Friday, August 17, 2012

Senior church officials in Australia under investigation

Three senior church officials in Australia are under investigation for ties to an alleged cover-up of a priest’s sexual assault of young girls, an Australian newspaper has reported.

According to The Sydney Morning Herald, an investigation by New South Wales police has named Fr. Brian Lucas, general secretary of the Australian Catholic Bishops Conference, as a person of interest in relation to an alleged concealment of the actions of pedophile priest Denis McAlinden.

Other persons of interest are Archbishop Philip Wilson of Adelaide and retired Bishop Michael Malone of Maitland-Newcastle.

According to multiple news reports, the three allegedly had knowledge of McAlinden’s abuse in 1993, a decade before the church reported the matter to authorities. 

McAlinden, never facing charges, died in 2005, but two years later the Maitland-Newcastle diocese confirmed that he was a serial child sex offender believed to have targeted hundreds of girls -- ages 4 to 12 -- for more than four decades.

A brief of evidence and a report on the 15-month investigation into the church’s handling of the case is expected to be turned over to the Office of the Director of Public Prosecutions in the coming weeks, The Sydney Morning Herald reported.

Politicians and advocate groups are calling for a royal commission of the church’s handling of abuse claims. 

A July 26 statement from Maitland-Newcastle Bishop Bill Wright said he was “broadly supportive of public inquiries into these matters.”

The Sydney Morning Herald reported that from 1993 to 1995, Lucas, Wilson and Malone played a part in an attempted “speedy” defrocking of McAlinden after evidence against him emerged.
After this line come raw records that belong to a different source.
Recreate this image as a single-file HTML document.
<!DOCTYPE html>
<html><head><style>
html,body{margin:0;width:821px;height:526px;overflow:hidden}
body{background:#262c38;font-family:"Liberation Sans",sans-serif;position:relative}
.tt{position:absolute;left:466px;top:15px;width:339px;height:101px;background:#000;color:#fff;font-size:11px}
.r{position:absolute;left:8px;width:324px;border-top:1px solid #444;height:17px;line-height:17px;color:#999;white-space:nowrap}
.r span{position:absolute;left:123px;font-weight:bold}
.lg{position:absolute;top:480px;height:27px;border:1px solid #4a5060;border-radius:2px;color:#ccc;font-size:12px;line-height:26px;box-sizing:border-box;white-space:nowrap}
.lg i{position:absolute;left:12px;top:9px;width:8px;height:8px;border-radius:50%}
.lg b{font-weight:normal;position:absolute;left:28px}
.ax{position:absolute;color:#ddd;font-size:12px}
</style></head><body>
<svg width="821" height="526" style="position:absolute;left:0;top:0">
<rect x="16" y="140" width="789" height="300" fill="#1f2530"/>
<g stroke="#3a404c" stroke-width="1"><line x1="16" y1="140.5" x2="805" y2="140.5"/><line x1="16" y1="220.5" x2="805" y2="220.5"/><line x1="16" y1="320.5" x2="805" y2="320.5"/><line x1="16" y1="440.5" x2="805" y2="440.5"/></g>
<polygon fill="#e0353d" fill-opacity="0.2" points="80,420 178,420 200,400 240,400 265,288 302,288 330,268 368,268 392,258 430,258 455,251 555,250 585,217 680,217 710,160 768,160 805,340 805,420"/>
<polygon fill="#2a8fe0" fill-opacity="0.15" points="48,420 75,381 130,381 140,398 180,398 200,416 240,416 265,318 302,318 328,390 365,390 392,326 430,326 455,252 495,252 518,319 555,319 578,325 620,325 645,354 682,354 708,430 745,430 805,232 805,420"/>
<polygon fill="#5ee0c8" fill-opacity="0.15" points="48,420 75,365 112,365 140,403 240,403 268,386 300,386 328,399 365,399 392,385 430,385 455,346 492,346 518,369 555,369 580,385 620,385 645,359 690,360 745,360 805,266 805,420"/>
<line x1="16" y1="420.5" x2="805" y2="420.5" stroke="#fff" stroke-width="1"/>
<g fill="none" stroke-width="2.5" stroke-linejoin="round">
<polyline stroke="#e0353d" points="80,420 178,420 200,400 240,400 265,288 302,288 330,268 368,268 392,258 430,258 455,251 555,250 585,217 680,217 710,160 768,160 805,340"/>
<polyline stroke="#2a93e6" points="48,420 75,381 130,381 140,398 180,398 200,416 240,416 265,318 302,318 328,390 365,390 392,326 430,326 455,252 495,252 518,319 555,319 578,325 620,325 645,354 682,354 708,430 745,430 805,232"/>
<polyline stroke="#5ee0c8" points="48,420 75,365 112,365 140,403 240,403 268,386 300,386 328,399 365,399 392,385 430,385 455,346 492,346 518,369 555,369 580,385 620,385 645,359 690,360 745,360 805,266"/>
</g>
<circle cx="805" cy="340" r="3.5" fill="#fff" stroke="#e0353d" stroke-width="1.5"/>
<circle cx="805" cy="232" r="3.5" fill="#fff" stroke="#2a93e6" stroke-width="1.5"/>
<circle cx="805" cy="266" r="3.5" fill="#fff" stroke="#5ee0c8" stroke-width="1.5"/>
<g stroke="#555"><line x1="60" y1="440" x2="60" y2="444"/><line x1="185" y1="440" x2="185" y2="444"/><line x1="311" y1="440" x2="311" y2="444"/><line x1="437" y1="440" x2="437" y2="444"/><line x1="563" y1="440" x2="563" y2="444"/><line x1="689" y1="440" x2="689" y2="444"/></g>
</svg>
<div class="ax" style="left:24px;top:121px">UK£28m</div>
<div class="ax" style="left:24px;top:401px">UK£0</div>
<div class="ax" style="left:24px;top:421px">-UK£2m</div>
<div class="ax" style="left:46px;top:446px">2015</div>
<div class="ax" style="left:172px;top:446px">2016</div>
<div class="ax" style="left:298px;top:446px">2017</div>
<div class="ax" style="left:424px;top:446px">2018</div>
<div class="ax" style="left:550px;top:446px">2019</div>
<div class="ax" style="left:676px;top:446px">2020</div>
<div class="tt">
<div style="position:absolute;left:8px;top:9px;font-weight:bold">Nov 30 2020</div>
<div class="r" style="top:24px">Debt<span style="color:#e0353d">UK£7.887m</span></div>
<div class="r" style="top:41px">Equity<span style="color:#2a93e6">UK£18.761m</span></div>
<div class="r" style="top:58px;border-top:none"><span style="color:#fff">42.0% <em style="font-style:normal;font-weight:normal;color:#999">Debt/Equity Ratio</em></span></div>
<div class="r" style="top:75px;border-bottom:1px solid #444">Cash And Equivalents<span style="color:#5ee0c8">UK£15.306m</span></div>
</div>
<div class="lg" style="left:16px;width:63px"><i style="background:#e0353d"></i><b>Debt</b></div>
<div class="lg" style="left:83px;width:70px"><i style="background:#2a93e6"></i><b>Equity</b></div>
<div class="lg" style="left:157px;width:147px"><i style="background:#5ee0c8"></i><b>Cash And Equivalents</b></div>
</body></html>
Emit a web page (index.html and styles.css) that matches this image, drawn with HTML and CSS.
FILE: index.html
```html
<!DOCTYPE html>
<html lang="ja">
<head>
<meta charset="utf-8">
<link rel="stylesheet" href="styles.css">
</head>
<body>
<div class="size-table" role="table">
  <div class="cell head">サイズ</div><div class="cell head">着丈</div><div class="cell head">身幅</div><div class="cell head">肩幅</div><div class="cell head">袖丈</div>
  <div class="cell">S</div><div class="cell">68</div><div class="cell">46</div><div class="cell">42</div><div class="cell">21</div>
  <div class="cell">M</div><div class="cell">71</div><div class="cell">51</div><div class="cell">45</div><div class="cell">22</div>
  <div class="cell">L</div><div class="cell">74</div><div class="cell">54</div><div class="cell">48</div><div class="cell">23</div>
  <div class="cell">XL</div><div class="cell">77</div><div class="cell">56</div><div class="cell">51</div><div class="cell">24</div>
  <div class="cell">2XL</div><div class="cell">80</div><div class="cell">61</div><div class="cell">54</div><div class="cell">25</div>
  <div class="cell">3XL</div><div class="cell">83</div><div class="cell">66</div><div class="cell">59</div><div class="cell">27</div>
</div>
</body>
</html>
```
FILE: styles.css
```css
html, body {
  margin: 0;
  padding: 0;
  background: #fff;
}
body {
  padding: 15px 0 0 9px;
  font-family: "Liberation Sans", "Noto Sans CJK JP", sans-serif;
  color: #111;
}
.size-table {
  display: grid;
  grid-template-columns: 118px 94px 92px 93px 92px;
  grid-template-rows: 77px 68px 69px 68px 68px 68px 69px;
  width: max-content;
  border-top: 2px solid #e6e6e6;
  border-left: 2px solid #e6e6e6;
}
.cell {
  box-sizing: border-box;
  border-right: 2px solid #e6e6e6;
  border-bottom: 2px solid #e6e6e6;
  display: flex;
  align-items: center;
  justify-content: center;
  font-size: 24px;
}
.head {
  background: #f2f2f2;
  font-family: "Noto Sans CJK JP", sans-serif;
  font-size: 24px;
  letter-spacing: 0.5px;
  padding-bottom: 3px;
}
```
A 1995 letter from then Maitland-Newcastle Bishop Leo Clarke to McAlinden assured him that despite his admission to Lucas, “your good name will be protected by the confidential nature of this process,” and urged McAlinden to accept the defrocking for his own good and “for the sake of souls and the good of the church.”

A second letter, from Malone, who succeeded Clarke as bishop of the diocese in November 1995, informed McAlinden the defrocking would proceed. 

Documents also revealed Wilson as the notary for the defrocking and recorded several victims’ statements.